Some of you may have heard that Adobe bought Figma or $20B.. Figma brought a "multiplayer" experience to design tools like Sketch much the same way Google Docs brought a multiplayer experience to Microsoft Word. This online, collaborative experience seems to be catching on.

Whenever there is a big acquisition in Silicon Valley, people start to think its a trend. Here's Aaron Levie's take, CEO of Box, and generally good Twitter follow.

Before it was cool, we've been saying DoltHub is the Figma of databases. Taylor even made what I consider our best video about it.

What did we mean by this? What would a multiplayer database look like? What are your multiplayer database options? This blog attempts to answer those questions.

What does multiplayer even mean?

Multiplayer means collaborative.

The term originates in video games. When you play a game by yourself, it is called single player. When you play a video game with another person or group, it's referred to as multiplayer. Pong, the first game on the Atari console, was the original multiplayer experience.

Pong

This concept was extended to software. Popular 1990s software like Microsoft Word and Excel were single player. Collaborative online versions like Google Docs and Google Sheets were multiplayer, allowing Google's products to take some of Microsoft's market share. Microsoft's dominance in this category was presumed unassailable so Google's ability to compete was surprising. Multiplayer experiences became marketing speak for software trying to differentiate from single player competitors. Figma is the most recent successful example.

Wait. Aren't databases already multiplayer?

Some might argue that Oracle was the original multiplayer software product. Oracle made SQL databases network connected, massively expanding database capabilities. Most notably, SQL databases became the backbone of almost every online software application.

Cool blog Tim. Databases are multiplayer.

Hold up. Hold up. Don't leave. Hear me out.

Hear me out

Characteristics of multiplayer software?

Multiplayer in the software context generally involves the combination of some or all of the following features:

1. Familiar interface

Multiplayer products look like their single player counterparts.

2. In the browser

Multiplayer products rely on interactive web elements (ie. Web 2.0) to provide desktop-like experiences in the browser.

You can link to the artifacts created by these multiplayer products, making them easy to share.

4. Permissioned

Only users you intend to see or edit can do so.

5. Multiple simultaneous editors

Multiple people can edit at the same time. There are visual affordances for presence and multiple cursors.

6. Inline comments

To further encourage collaboration, comments can be added as a second layer of collaboration beyond the content being edited.

7. Portable

Lastly, you can download multiplayer artifacts in their corresponding common single player formats. For example, you can download an Excel spreadsheet created using a Google Sheet.

As you can see, databases don't fit the "multiplayer" definition very well.

How could databases be more multiplayer?

In the context of databases, what if you wanted you local development environment and those of your team, your staging environment, your production environment, and maybe even your analytics environment to be multiplayer? You wanted a modern web interface to manage collaboration between all these instances, complete with all the features above?
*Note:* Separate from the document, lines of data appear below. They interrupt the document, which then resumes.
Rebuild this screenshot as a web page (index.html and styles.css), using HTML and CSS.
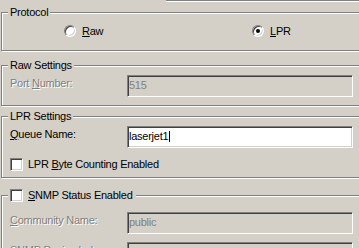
FILE: index.html
```html
<!DOCTYPE html>
<html lang="en">
<head>
    <meta charset="UTF-8">
    <meta name="viewport" content="width=device-width, initial-scale=1.0">
    <title>Port Settings</title>
    <link rel="stylesheet" href="styles.css">
</head>
<body>
    <div class="top-edge"></div>

    <fieldset class="group group-protocol">
        <legend>Protocol</legend>
        <div class="radio-row">
            <label class="radio-option"><span class="radio"></span><span><u>R</u>aw</span></label>
            <label class="radio-option"><span class="radio checked"></span><span><u>L</u>PR</span></label>
        </div>
    </fieldset>

    <fieldset class="group group-raw">
        <legend>Raw Settings</legend>
        <div class="field-row">
            <span class="field-label disabled">Port <u>N</u>umber:</span>
            <div class="edit disabled">515</div>
        </div>
    </fieldset>

    <fieldset class="group group-lpr">
        <legend>LPR Settings</legend>
        <div class="field-row">
            <span class="field-label"><u>Q</u>ueue Name:</span>
            <div class="edit">laserjet1<span class="caret"></span></div>
        </div>
        <label class="check-option check-row"><span class="check"></span><span>LPR <u>B</u>yte Counting Enabled</span></label>
    </fieldset>

    <fieldset class="group group-snmp">
        <legend><label class="check-option"><span class="check"></span><span><u>S</u>NMP Status Enabled</span></label></legend>
        <div class="field-row">
            <span class="field-label disabled"><u>C</u>ommunity Name:</span>
            <div class="edit disabled">public</div>
        </div>
        <div class="field-row next-row">
            <span class="field-label disabled">SNMP <u>D</u>evice Index:</span>
            <div class="edit disabled">1</div>
        </div>
    </fieldset>
</body>
</html>
```

FILE: styles.css
```css
body {
    margin: 0;
    background-color: #d4d0c8;
    color: #000;
    font-family: "Liberation Sans", Arial, sans-serif;
    font-size: 11px;
    line-height: 13px;
    letter-spacing: -0.25px;
    overflow: hidden;
    height: 248px;
}
.top-edge {
    margin-left: 166px;
    height: 1px;
    background-color: #808080;
    border-bottom: 1px solid #fff;
}
.group {
    margin: 0 -30px 0 1px;
    padding: 0 0 0 6px;
    border: 1px solid #808080;
    box-shadow: inset 1px 1px 0 #fff, 1px 1px 0 #fff;
    min-width: 0;
}
legend {
    padding: 0 2px;
    line-height: 13px;
    background-color: #d4d0c8;
}
.group-protocol {
    margin-top: 4px;
    padding-bottom: 12px;
}
.group-raw {
    margin-top: 8px;
    padding-bottom: 8px;
}
.group-lpr {
    margin-top: 4px;
    padding-bottom: 6px;
}
.group-snmp {
    margin-top: 11px;
}
.group-snmp legend {
    padding: 0 3px 0 2px;
}
.radio-row {
    display: flex;
    padding: 6px 0 0 56px;
}
.radio-option {
    display: flex;
    align-items: flex-start;
    gap: 6px;
}
.radio-option:first-child {
    width: 188px;
}
.radio {
    width: 10px;
    height: 10px;
    border: 1px solid;
    border-color: #808080 #fff #fff #808080;
    border-radius: 50%;
    background-color: #fff;
    box-shadow: inset 1px 1px 0 #404040, inset -1px -1px 0 #d4d0c8;
    position: relative;
}
.radio.checked::after {
    content: "";
    position: absolute;
    left: 3px;
    top: 3px;
    width: 4px;
    height: 4px;
    border-radius: 50%;
    background-color: #000;
}
.field-row {
    display: grid;
    grid-template-columns: 119px 226px;
    align-items: start;
}
.group-raw .field-row,
.group-lpr .field-row {
    padding-top: 3px;
}
.group-snmp .field-row {
    padding-top: 10px;
}
.group-snmp .next-row {
    padding-top: 8px;
}
.field-label {
    padding-left: 2px;
    margin-top: 2px;
}
.disabled {
    color: #808080;
    text-shadow: 1px 1px 0 #fff;
}
.edit {
    box-sizing: border-box;
    height: 22px;
    padding: 3px 1px 0;
    border: 1px solid;
    border-color: #808080 #fff #fff #808080;
    box-shadow: inset 1px 1px 0 #404040, inset -1px -1px 0 #d4d0c8;
    background-color: #fff;
    white-space: nowrap;
    overflow: hidden;
}
.edit.disabled {
    background-color: #d4d0c8;
    text-shadow: none;
}
.caret {
    display: inline-block;
    width: 1px;
    height: 11px;
    margin-left: 1px;
    background-color: #000;
    vertical-align: -2px;
}
.check-option {
    display: flex;
    align-items: center;
    gap: 5px;
    height: 13px;
}
.check-row {
    margin: 10px 0 0 2px;
}
.check {
    box-sizing: border-box;
    width: 13px;
    height: 13px;
    border: 1px solid;
    border-color: #808080 #fff #fff #808080;
    box-shadow: inset 1px 1px 0 #404040, inset -1px -1px 0 #d4d0c8;
    background-color: #fff;
}
```
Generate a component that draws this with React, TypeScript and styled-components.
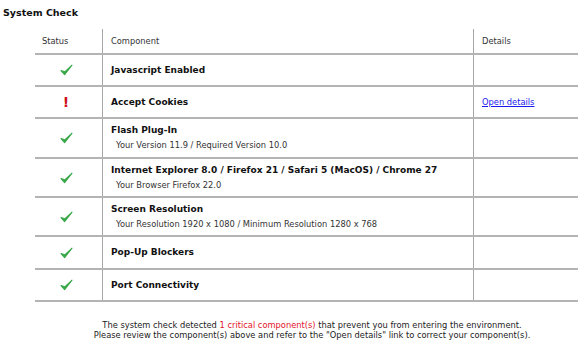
import React from 'react';
import styled, { createGlobalStyle } from 'styled-components';

type Status = 'ok' | 'error';

interface ICheckItem {
	title: string;
	detail?: string;
	status: Status;
	link?: string;
	height: number;
}

const checks: ICheckItem[] = [
	{ title: 'Javascript Enabled', status: 'ok', height: 32 },
	{ title: 'Accept Cookies', status: 'error', link: 'Open details', height: 32 },
	{ title: 'Flash Plug-In', detail: 'Your Version 11.9 / Required Version 10.0', status: 'ok', height: 40 },
	{
		title: 'Internet Explorer 8.0 / Firefox 21 / Safari 5 (MacOS) / Chrome 27',
		detail: 'Your Browser Firefox 22.0',
		status: 'ok',
		height: 39,
	},
	{
		title: 'Screen Resolution',
		detail: 'Your Resolution 1920 x 1080 / Minimum Resolution 1280 x 768',
		status: 'ok',
		height: 39,
	},
	{ title: 'Pop-Up Blockers', status: 'ok', height: 33 },
	{ title: 'Port Connectivity', status: 'ok', height: 32 },
];

const CheckIcon = () => (
	<svg width='13' height='12' viewBox='0 0 13 12'>
		<path d='M1 6.6 L4.6 10.6 L12 1.2 L4.8 7.8 Z' fill='#3aa84a' stroke='#3aa84a' strokeWidth='1.1' strokeLinejoin='round' />
	</svg>
);

export default function App() {
	return (
		<>
			<GlobalStyle />
			<Page>
				<Title>System Check</Title>
				<Table>
					<Row $height={26} $header>
						<StatusCell $header>Status</StatusCell>
						<ComponentCell>Component</ComponentCell>
						<DetailsCell>Details</DetailsCell>
					</Row>
					{checks.map((check) => (
						<Row key={check.title} $height={check.height}>
							<StatusCell>
								{check.status === 'ok' ? <CheckIcon /> : <Bang>!</Bang>}
							</StatusCell>
							<ComponentCell>
								<ItemTitle>{check.title}</ItemTitle>
								{check.detail && <ItemDetail>{check.detail}</ItemDetail>}
							</ComponentCell>
							<DetailsCell>
								{check.link && <DetailsLink href='#'>{check.link}</DetailsLink>}
							</DetailsCell>
						</Row>
					))}
				</Table>
				<Summary>
					<p>
						The system check detected <Critical>1 critical component(s)</Critical> that prevent you from entering the environment.
					</p>
					<p>Please review the component(s) above and refer to the "Open details" link to correct your component(s).</p>
				</Summary>
			</Page>
		</>
	);
}

const GlobalStyle = createGlobalStyle`
  html, body {
    margin: 0;
    padding: 0;
    background: #ffffff;
  }
  body {
    font-family: "DejaVu Sans", Verdana, sans-serif;
    color: #111;
  }
`;

const Page = styled.div`
  width: 579px;
  height: 347px;
  overflow: hidden;
  padding-top: 6px;
  box-sizing: border-box;
`;

const Title = styled.h1`
  margin: 0 0 0 3px;
  font-size: 9.5px;
  font-weight: bold;
  line-height: 14px;
  color: #111;
`;

const Table = styled.div`
  margin: 9px 1px 0 35px;
  display: flex;
  flex-direction: column;
`;

const Row = styled.div<{ $height: number; $header?: boolean }>`
  display: grid;
  grid-template-columns: 67px 371px 1fr;
  height: ${(p) => p.$height}px;
  border-bottom: 2px solid #b4b4b4;
  box-sizing: border-box;
  font-size: ${(p) => (p.$header ? '8.3px' : '9px')};
  color: ${(p) => (p.$header ? '#333' : '#111')};
`;

const StatusCell = styled.div<{ $header?: boolean }>`
  display: flex;
  align-items: center;
  justify-content: ${(p) => (p.$header ? 'flex-start' : 'center')};
  padding: ${(p) => (p.$header ? '0 0 0 7px' : '0 5px 0 0')};
`;

const ComponentCell = styled.div`
  border-left: 1px solid #a8a8a8;
  display: flex;
  flex-direction: column;
  justify-content: center;
  padding-left: 8px;
`;

const DetailsCell = styled.div`
  border-left: 1px solid #a8a8a8;
  display: flex;
  align-items: center;
  padding-left: 8px;
`;

const ItemTitle = styled.div`
  font-weight: bold;
  font-size: 9px;
  line-height: 15px;
`;

const ItemDetail = styled.div`
  font-size: 8.3px;
  line-height: 15px;
  padding-left: 5px;
  color: #333;
`;

const Bang = styled.span`
  color: #d0101a;
  font-weight: bold;
  font-size: 14px;
  line-height: 1;
`;

const DetailsLink = styled.a`
  color: #1a1aee;
  text-decoration: underline;
  font-size: 8.3px;
`;

const Summary = styled.div`
  margin-top: 18px;
  text-align: center;
  font-size: 8.3px;
  line-height: 10px;
  color: #222;
  padding-left: 45px;
  p {
    margin: 0;
  }
`;

const Critical = styled.span`
  color: #e2132b;
`;
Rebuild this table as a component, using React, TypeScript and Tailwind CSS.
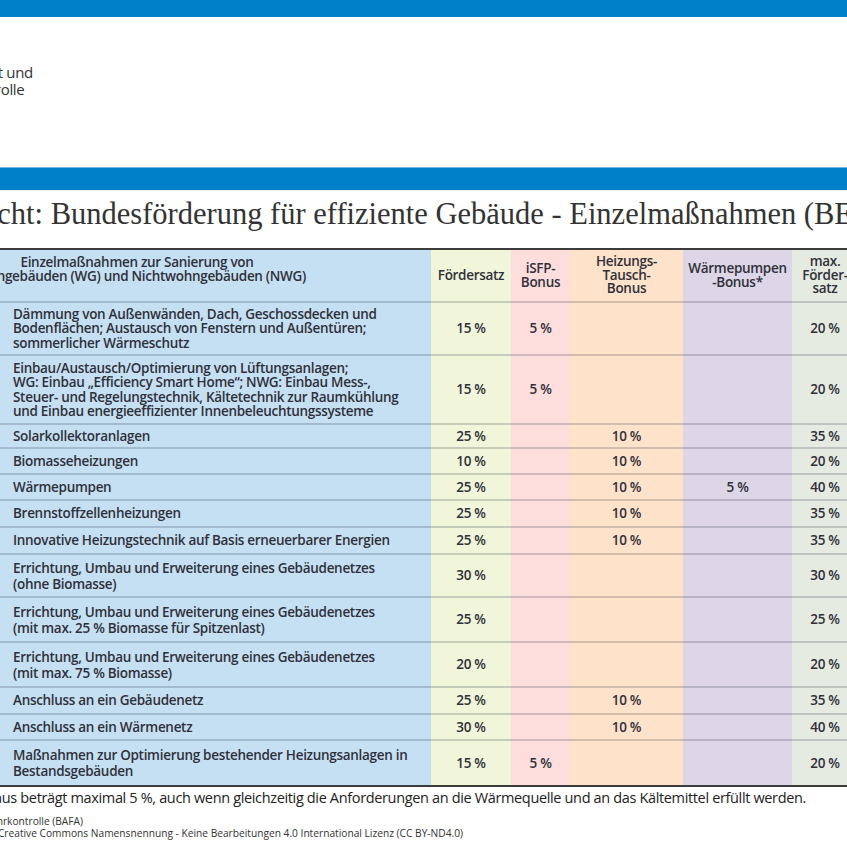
import React from "react";

type Row = {
  lines: string[];
  h: string;
  lead?: string;
  rate: string;
  isfp?: string;
  heiz?: string;
  wp?: string;
  max: string;
  last?: boolean;
};

const rows: Row[] = [
  {
    lines: [
      "Dämmung von Außenwänden, Dach, Geschossdecken und",
      "Bodenflächen; Austausch von Fenstern und Außentüren;",
      "sommerlicher Wärmeschutz",
    ],
    h: "h-[53px]",
    rate: "15 %",
    isfp: "5 %",
    max: "20 %",
  },
  {
    lines: [
      "Einbau/Austausch/Optimierung von Lüftungsanlagen;",
      "WG: Einbau „Efficiency Smart Home“; NWG: Einbau Mess-,",
      "Steuer- und Regelungstechnik, Kältetechnik zur Raumkühlung",
      "und Einbau energieeffizienter Innenbeleuchtungssysteme",
    ],
    h: "h-[69px]",
    rate: "15 %",
    isfp: "5 %",
    max: "20 %",
  },
  { lines: ["Solarkollektoranlagen"], h: "h-[24px]", rate: "25 %", heiz: "10 %", max: "35 %" },
  { lines: ["Biomasseheizungen"], h: "h-[26px]", rate: "10 %", heiz: "10 %", max: "20 %" },
  { lines: ["Wärmepumpen"], h: "h-[26px]", rate: "25 %", heiz: "10 %", wp: "5 %", max: "40 %" },
  { lines: ["Brennstoffzellenheizungen"], h: "h-[27px]", rate: "25 %", heiz: "10 %", max: "35 %" },
  {
    lines: ["Innovative Heizungstechnik auf Basis erneuerbarer Energien"],
    h: "h-[27px]",
    rate: "25 %",
    heiz: "10 %",
    max: "35 %",
  },
  {
    lines: ["Errichtung, Umbau und Erweiterung eines Gebäudenetzes", "(ohne Biomasse)"],
    h: "h-[43px]",
    lead: "leading-[16px]",
    rate: "30 %",
    max: "30 %",
  },
  {
    lines: [
      "Errichtung, Umbau und Erweiterung eines Gebäudenetzes",
      "(mit max. 25 % Biomasse für Spitzenlast)",
    ],
    h: "h-[45px]",
    lead: "leading-[16px]",
    rate: "25 %",
    max: "25 %",
  },
  {
    lines: ["Errichtung, Umbau und Erweiterung eines Gebäudenetzes", "(mit max. 75 % Biomasse)"],
    h: "h-[45px]",
    lead: "leading-[16px]",
    rate: "20 %",
    max: "20 %",
  },
  { lines: ["Anschluss an ein Gebäudenetz"], h: "h-[27px]", rate: "25 %", heiz: "10 %", max: "35 %" },
  { lines: ["Anschluss an ein Wärmenetz"], h: "h-[26px]", rate: "30 %", heiz: "10 %", max: "40 %" },
  {
    lines: ["Maßnahmen zur Optimierung bestehender Heizungsanlagen in", "Bestandsgebäuden"],
    h: "h-[44px]",
    lead: "leading-[16px]",
    rate: "15 %",
    isfp: "5 %",
    max: "20 %",
    last: true,
  },
];

const grid = "grid w-[858px] grid-cols-[431px_80px_59px_113px_109px_66px]";
const sep = "border-b-2 border-[#1e2a40]/20";

const TableRow = ({ row }: { row: Row }) => {
  const line = row.last ? "" : sep;
  const val = `flex items-center justify-center ${line}`;
  return (
    <div className={`${grid} ${row.h}`}>
      <div className={`flex flex-col justify-center bg-[#c6e0f3] pl-[13px] ${line} ${row.lead ?? "leading-[14.3px]"}`}>
        {row.lines.map((l) => (
          <span key={l} className="whitespace-nowrap">
            {l}
          </span>
        ))}
      </div>
      <div className={`bg-[#f1f6da] ${val}`}>{row.rate}</div>
      <div className={`bg-[#fddedd] ${val}`}>{row.isfp}</div>
      <div className={`bg-[#fee3ca] ${val}`}>{row.heiz}</div>
      <div className={`bg-[#dcd6e6] ${val}`}>{row.wp}</div>
      <div className={`bg-[#e6ebe1] ${val}`}>{row.max}</div>
    </div>
  );
};

const App: React.FC = () => {
  const head = `flex flex-col items-center justify-center text-center leading-[13.8px] ${sep}`;
  return (
    <div className="w-[847px] h-[847px] overflow-hidden bg-white font-['Open_Sans',sans-serif] text-[#30303a]">
      <div className="h-[17px] bg-[#0080c9]" />

      {/* logo text, cut off at the left edge */}
      <div className="h-[150px] pt-[29px]">
        <div className="flex w-[33px] justify-end">
          <div className="shrink-0 whitespace-nowrap text-[15px] leading-[17.5px] tracking-[-0.3px] text-[#333]">
            <div>Bundesamt</div>
            <div>für Wirtschaft und</div>
            <div>Ausfuhrkontrolle</div>
          </div>
        </div>
      </div>

      <div className="h-px bg-[#74b4e0]" />
      <div className="h-[22px] bg-[#0080c9]" />
      <div className="h-px bg-[#e1ecf5]" />

      <div className="h-[57px] pt-[7.5px]">
        <h1 className="-ml-[84px] whitespace-nowrap font-['Liberation_Serif',serif] text-[30.5px] leading-[30.5px] text-[#333]">
          Übersicht: Bundesförderung für effiziente Gebäude - Einzelmaßnahmen (BEG EM)
        </h1>
      </div>

      <div className="border-y-2 border-[#3c3c3c] text-[13.5px] font-semibold tracking-[-0.3px]">
        <div className={`${grid} h-[53px]`}>
          <div className={`bg-[#c6e0f3] pt-[5px] leading-[14px] ${sep}`}>
            <div className="flex w-[274px] flex-col items-center">
              <span className="whitespace-nowrap">Einzelmaßnahmen zur Sanierung von</span>
              <span className="whitespace-nowrap">Wohngebäuden (WG) und Nichtwohngebäuden (NWG)</span>
            </div>
          </div>
          <div className={`bg-[#f1f6da] ${head}`}>Fördersatz</div>
          <div className={`bg-[#fddedd] ${head}`}>
            <span>iSFP-</span>
            <span>Bonus</span>
          </div>
          <div className={`bg-[#fee3ca] ${head}`}>
            <span>Heizungs-</span>
            <span>Tausch-</span>
            <span>Bonus</span>
          </div>
          <div className={`bg-[#dcd6e6] ${head}`}>
            <span>Wärmepumpen</span>
            <span>-Bonus*</span>
          </div>
          <div className={`bg-[#e6ebe1] ${head}`}>
            <span>max.</span>
            <span>Förder-</span>
            <span>satz</span>
          </div>
        </div>
        {rows.map((r) => (
          <TableRow key={r.lines.join(" ") + r.rate} row={r} />
        ))}
      </div>

      <div className="mt-[5px] flex w-[806px] justify-end">
        <p className="shrink-0 whitespace-nowrap text-[14.5px] leading-[11px] tracking-[-0.35px] text-[#222]">
          * Der Wärmepumpen-Bonus beträgt maximal 5 %, auch wenn gleichzeitig die Anforderungen an die Wärmequelle und an das Kältemittel erfüllt werden.
        </p>
      </div>

      <div className="mt-[12px] text-[10.2px] leading-[12px] font-medium text-[#333]">
        <div className="flex w-[83px] justify-end">
          <span className="shrink-0 whitespace-nowrap">
            Quelle: Bundesamt für Wirtschaft und Ausfuhrkontrolle (BAFA)
          </span>
        </div>
        <div className="flex w-[463px] justify-end">
          <span className="shrink-0 whitespace-nowrap">
            Lizenz: Creative Commons Namensnennung - Keine Bearbeitungen 4.0 International Lizenz (CC BY-ND4.0)
          </span>
        </div>
      </div>
    </div>
  );
};

export default App;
In order to do this, you would first need to rethink the database. A database that supported these features would first need to be decentralized. How else would all these nodes be able to be edited independently? The most familiar interface in the decentralized software development world is Git. Git combines decentralized collaboration with version control semantics to drive most multiplayer software development in the world today. It's no surprise that most of the "multiplayer" databases I discuss in this article rely heavily on Git metaphors, like branches and merges.

Then, you would need to figure out a way to manage a database via a web interface. I'm imagining the combination of a SQL Workbench like Tableplus or DBeaver and GitHub, complete with pull requests.

If a product existed with the above interface, I think it would truly be a "multiplayer database".

Why would you want a multiplayer database?

Now that I've made the case for what I think a multiplayer database should look like, why would you want such a thing?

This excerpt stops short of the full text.